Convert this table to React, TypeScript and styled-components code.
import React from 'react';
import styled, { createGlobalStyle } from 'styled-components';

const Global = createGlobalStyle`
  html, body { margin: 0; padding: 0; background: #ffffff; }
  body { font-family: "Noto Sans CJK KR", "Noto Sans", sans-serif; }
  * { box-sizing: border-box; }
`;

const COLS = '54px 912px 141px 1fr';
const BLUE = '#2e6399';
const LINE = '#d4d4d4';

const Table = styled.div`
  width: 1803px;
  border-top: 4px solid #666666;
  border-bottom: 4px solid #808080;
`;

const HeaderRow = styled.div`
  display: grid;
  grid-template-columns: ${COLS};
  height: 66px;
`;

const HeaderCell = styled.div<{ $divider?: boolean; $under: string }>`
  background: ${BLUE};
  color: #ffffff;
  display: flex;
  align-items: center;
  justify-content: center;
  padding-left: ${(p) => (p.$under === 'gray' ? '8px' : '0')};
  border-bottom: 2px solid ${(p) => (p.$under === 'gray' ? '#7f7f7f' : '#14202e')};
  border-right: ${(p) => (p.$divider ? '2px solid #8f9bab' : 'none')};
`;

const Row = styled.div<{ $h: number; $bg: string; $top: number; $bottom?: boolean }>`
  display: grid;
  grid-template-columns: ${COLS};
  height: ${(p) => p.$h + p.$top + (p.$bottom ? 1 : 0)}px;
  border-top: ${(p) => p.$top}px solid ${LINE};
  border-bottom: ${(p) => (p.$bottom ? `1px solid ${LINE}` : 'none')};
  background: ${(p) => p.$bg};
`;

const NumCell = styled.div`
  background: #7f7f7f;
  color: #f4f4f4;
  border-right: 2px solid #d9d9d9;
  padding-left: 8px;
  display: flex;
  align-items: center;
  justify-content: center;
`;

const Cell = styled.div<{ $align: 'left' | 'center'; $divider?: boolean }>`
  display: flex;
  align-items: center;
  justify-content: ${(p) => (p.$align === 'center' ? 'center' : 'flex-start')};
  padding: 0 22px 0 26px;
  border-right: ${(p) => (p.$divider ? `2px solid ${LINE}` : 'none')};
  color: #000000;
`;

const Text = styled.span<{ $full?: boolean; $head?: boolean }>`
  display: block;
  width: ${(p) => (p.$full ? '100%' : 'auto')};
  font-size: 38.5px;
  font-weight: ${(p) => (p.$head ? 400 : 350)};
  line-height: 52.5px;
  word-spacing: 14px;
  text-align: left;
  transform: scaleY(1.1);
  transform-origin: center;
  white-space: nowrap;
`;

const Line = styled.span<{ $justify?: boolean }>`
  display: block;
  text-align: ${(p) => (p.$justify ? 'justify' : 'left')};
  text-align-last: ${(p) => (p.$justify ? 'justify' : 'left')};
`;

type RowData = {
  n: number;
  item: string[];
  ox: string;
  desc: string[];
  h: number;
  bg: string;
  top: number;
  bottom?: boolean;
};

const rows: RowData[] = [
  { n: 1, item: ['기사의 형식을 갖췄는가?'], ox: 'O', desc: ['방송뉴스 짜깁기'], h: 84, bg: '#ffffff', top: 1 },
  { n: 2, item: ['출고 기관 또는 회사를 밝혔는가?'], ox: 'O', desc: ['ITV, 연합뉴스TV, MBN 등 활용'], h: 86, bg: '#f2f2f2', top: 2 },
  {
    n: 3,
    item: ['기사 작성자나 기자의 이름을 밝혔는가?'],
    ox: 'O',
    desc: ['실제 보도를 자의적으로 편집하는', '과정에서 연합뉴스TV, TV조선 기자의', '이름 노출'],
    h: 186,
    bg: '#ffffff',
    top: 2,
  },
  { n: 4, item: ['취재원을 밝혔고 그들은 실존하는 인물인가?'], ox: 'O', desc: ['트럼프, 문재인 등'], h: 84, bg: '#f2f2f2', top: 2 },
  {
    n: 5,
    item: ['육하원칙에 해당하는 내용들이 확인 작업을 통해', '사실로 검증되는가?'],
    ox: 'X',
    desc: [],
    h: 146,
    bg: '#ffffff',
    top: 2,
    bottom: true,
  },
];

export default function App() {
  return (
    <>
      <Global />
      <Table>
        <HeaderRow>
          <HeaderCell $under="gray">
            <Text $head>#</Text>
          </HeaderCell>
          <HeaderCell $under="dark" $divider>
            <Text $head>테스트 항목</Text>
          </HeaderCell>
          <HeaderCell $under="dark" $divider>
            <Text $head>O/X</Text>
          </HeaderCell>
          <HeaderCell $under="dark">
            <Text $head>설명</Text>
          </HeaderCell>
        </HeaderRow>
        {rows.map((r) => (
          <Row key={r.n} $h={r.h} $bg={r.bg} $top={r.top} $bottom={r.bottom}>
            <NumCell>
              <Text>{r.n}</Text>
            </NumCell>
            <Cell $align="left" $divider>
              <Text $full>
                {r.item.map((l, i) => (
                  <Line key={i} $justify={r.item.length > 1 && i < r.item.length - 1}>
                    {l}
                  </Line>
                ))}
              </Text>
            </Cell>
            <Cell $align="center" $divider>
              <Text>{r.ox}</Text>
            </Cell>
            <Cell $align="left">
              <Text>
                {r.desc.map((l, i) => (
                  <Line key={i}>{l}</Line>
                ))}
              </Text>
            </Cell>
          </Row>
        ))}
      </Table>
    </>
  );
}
******************************
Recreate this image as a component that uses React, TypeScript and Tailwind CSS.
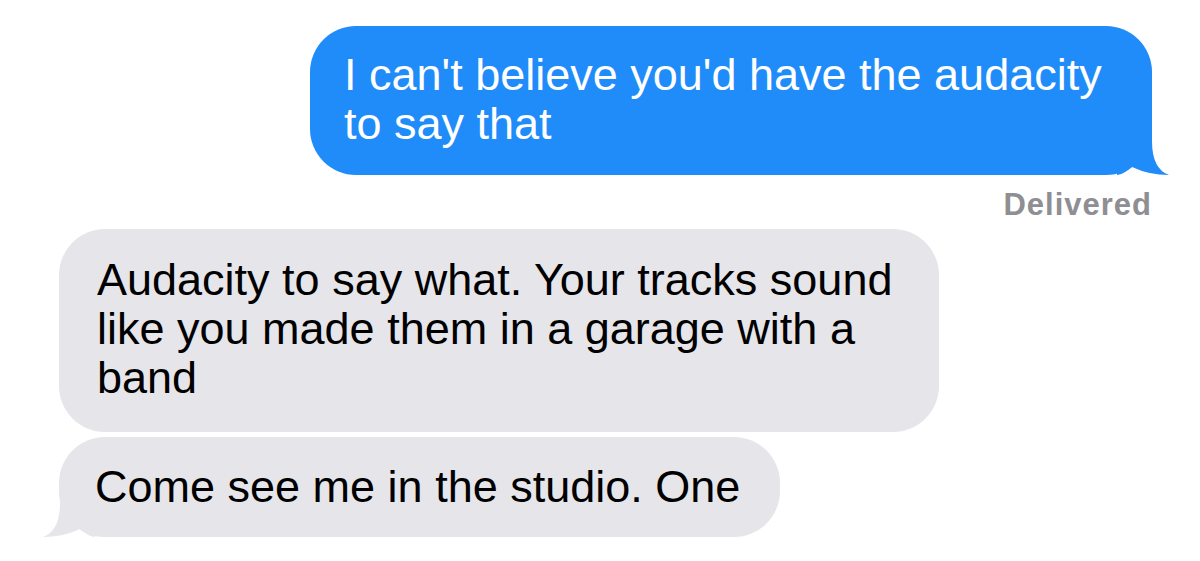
******************************
Across the data, tally the lines containing "TypeScript" and give back the number alone.

2